REPUBLIKA.CO.ID, Tidak adanya perintah dari Rasulullah SAW untuk mencatat hadis-hadis. Menurut Imam Syafi'i, tidak berarti hadis-hadis tersebut tidak dapat dijadikan hujah dalam ajaran Islam.
Akan tetapi hal itu semata-mata untuk kepentingan (kemaslahatan) umum karena kondisi pada waktu itu mengharuskan pemusatan perhatian dan kemampuan para penulis untuk hanya menuliskan Alquran yang dikhawatirkan akan hilang dan bercampur baur dengan hadis.
Saat itu, tidak dilarang menuliskan hadis hanya untuk dirinya sendiri.
Adapun hadis yang mereka kemukakan sebagai alasan pengingkaran sunah, menurut Imam Syafi'i, merupakan suatu hal yang lucu karena pada saat menolak kehujahan hadis, pada saat itu pula mereka menjadikannya sebagai hujah.

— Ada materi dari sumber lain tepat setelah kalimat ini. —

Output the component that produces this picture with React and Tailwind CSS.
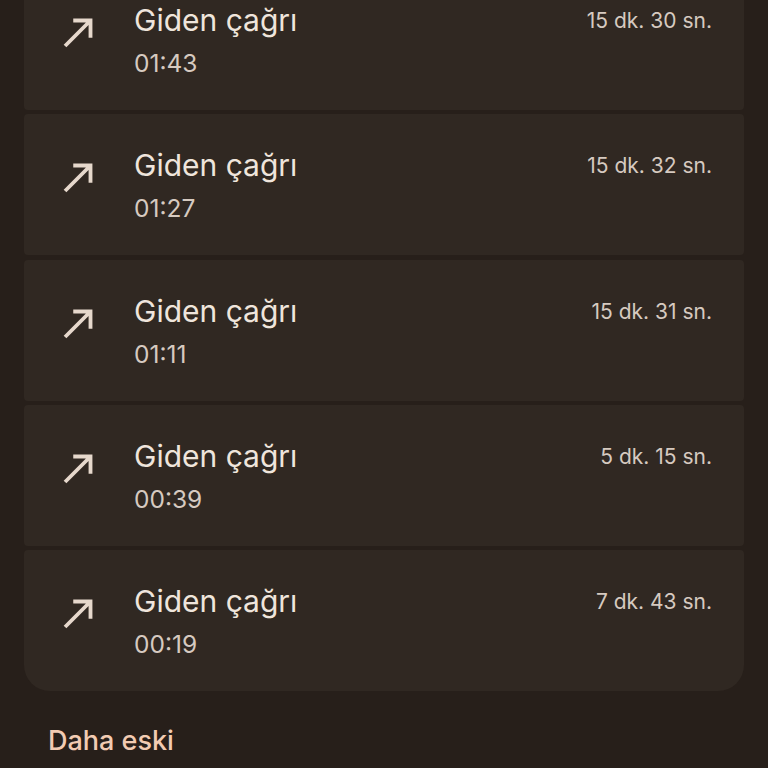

Setelah dilakukan penelitian oleh Imam Syafi'i, Imam Ahmad bin Hanbal, dan Abu Bakar Ahmad Al-Baihaki (ahli hadis, 384 H/994 M-458 H/1066 M), ternyata sanad hadis tersebut terputus (munqati) dan ada di antara periwayatnya yang tidak dikenal.
Ketiga, kelompok yang hanya menerima hadis-hadis mutawatir sebagai hujah dan menolak kehujahan hadis-hadis, ahad sekalipun ada di antara hadis-hadis ahad itu yang memenuhi syarat sebagai hadis sahih.
Alasan mereka, hadis ahad bernilai dzanni. Artinya, proses penukilannya tidak dapat diyakini. Dengan demikian, kebenarannya sebagai yang bersumber langsung dari Rasulullah SAW tidak dapat diyakini sebagaimana halnya hadis mutawatir.
Sedangkan urusan agama harus didasarkan pada dalil-dalil yang pasti (qath'i). Dalil yang pasti diterima semua umat Islam hanya Alquran dan hadis-hadis mutawatir. Selain alasan di atas, mereka juga mengemukakan ayat-ayat Alquran, seperti; “Dan janganlah kamu mengatakan terhadap Allah kecuali yang benar.” (QS. An Nisa’: 171), dan "Sesungguhnya persangkaan itu tiada berfaedah sedikit pun terhadap kebenaran." (QS. An Najm: 28).
Menurut kelompok ini, ayat pertama melarang mengamalkan sesuatu amalan yang tidak diketahui secara pasti tentang amalan tersebut. Berdasarkan ayat ini, amalan yang dikandung oleh hadis ahad tidak boleh diamalkan karena hadis ini tidak menghasilkan ilmu pengetahuan (keyakinan).